• _Exercise brief_:
Scan the data beneath this task and copy each line that includes "components".

• _Data lines_:
------

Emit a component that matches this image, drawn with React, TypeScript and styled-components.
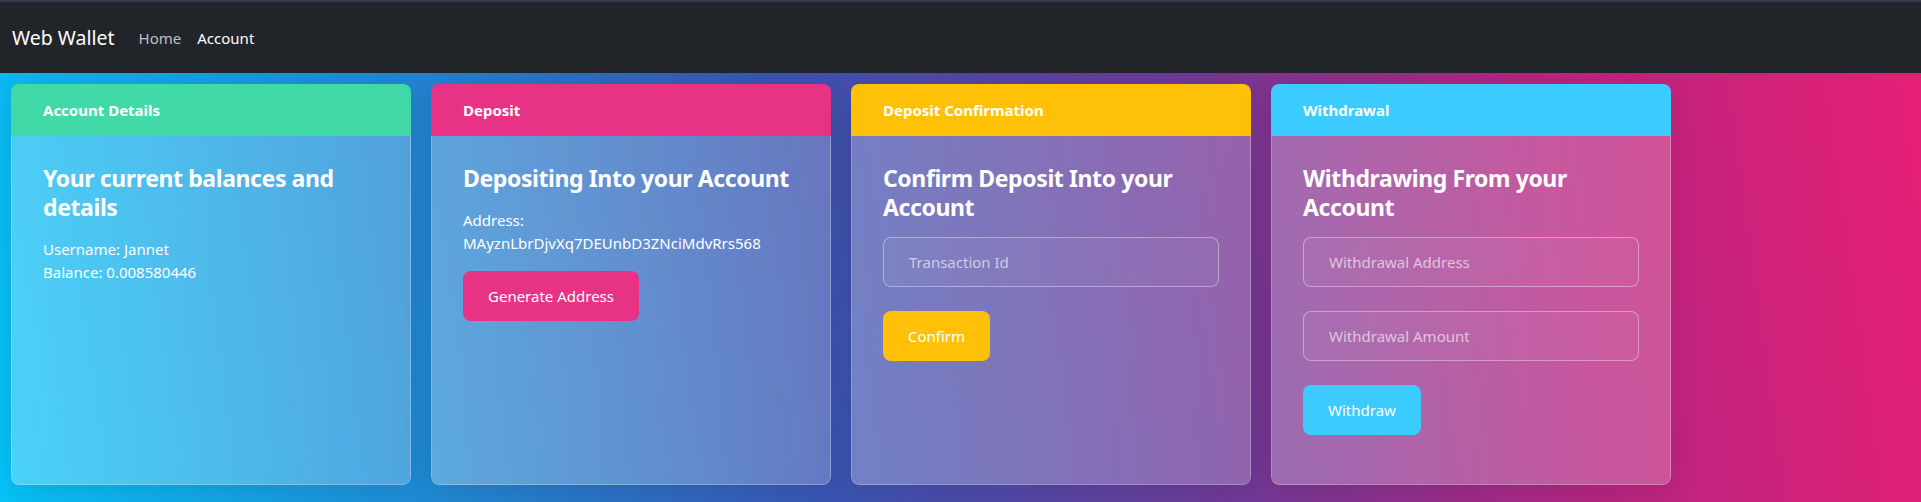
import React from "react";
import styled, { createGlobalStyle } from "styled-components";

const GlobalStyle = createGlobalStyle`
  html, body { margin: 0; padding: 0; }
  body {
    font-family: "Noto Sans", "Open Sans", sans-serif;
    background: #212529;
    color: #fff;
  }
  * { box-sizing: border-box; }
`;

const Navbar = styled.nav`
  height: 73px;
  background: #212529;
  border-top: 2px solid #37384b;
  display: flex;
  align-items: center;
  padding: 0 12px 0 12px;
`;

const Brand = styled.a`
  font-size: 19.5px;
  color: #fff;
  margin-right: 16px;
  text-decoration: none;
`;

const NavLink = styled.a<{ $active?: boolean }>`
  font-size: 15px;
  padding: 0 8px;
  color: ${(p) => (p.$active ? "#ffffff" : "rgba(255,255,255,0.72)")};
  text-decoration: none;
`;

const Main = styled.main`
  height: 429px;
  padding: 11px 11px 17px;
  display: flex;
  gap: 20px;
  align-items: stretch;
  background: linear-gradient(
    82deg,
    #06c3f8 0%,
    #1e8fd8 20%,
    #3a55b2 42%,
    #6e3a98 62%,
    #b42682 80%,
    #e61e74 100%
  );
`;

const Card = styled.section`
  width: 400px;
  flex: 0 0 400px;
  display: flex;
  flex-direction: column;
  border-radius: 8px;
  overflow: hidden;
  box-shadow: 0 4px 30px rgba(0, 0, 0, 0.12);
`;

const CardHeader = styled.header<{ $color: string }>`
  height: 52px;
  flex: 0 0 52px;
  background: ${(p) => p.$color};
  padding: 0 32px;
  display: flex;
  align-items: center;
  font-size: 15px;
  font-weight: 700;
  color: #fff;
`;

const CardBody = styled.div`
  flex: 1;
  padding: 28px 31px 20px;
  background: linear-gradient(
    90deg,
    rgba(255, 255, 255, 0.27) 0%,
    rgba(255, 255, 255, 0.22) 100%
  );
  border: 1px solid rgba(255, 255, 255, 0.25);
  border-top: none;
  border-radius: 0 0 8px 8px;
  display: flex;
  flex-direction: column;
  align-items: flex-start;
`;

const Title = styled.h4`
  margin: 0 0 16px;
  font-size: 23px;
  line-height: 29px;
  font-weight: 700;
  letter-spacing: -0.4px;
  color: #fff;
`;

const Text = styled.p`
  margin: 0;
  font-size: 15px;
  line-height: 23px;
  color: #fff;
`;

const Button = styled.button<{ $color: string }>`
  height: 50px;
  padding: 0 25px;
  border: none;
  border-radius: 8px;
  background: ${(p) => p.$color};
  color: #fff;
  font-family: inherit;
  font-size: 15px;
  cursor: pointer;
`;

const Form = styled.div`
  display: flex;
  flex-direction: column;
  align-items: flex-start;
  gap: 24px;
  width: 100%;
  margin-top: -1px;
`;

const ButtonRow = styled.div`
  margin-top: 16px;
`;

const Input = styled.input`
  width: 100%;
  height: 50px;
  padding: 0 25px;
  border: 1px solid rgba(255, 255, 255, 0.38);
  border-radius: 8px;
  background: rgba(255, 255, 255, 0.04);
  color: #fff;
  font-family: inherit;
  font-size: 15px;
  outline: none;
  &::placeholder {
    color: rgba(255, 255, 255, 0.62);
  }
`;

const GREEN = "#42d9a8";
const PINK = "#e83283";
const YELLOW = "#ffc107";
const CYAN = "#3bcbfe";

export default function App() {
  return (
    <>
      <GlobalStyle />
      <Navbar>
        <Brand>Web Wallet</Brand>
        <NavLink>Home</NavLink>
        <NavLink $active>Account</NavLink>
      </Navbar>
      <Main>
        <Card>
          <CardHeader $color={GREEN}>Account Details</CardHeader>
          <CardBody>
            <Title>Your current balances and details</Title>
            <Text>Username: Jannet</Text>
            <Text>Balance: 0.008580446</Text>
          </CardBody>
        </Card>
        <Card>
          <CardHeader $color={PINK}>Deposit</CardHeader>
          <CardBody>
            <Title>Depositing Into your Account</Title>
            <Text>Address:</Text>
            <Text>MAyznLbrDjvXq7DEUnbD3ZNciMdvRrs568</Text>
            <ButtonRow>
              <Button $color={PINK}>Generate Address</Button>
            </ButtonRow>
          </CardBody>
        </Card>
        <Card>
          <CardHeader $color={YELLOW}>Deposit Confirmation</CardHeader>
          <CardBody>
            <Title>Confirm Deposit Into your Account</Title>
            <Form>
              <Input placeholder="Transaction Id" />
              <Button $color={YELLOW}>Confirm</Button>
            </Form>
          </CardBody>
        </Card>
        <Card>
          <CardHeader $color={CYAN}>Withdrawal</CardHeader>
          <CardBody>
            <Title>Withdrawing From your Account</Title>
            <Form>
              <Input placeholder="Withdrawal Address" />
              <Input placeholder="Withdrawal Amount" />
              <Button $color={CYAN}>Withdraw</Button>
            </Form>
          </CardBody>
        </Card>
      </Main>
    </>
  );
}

------

• _Output of the exercise_:
Emit a component that matches this image, drawn with React, TypeScript and styled-components.
import styled, { createGlobalStyle } from "styled-components";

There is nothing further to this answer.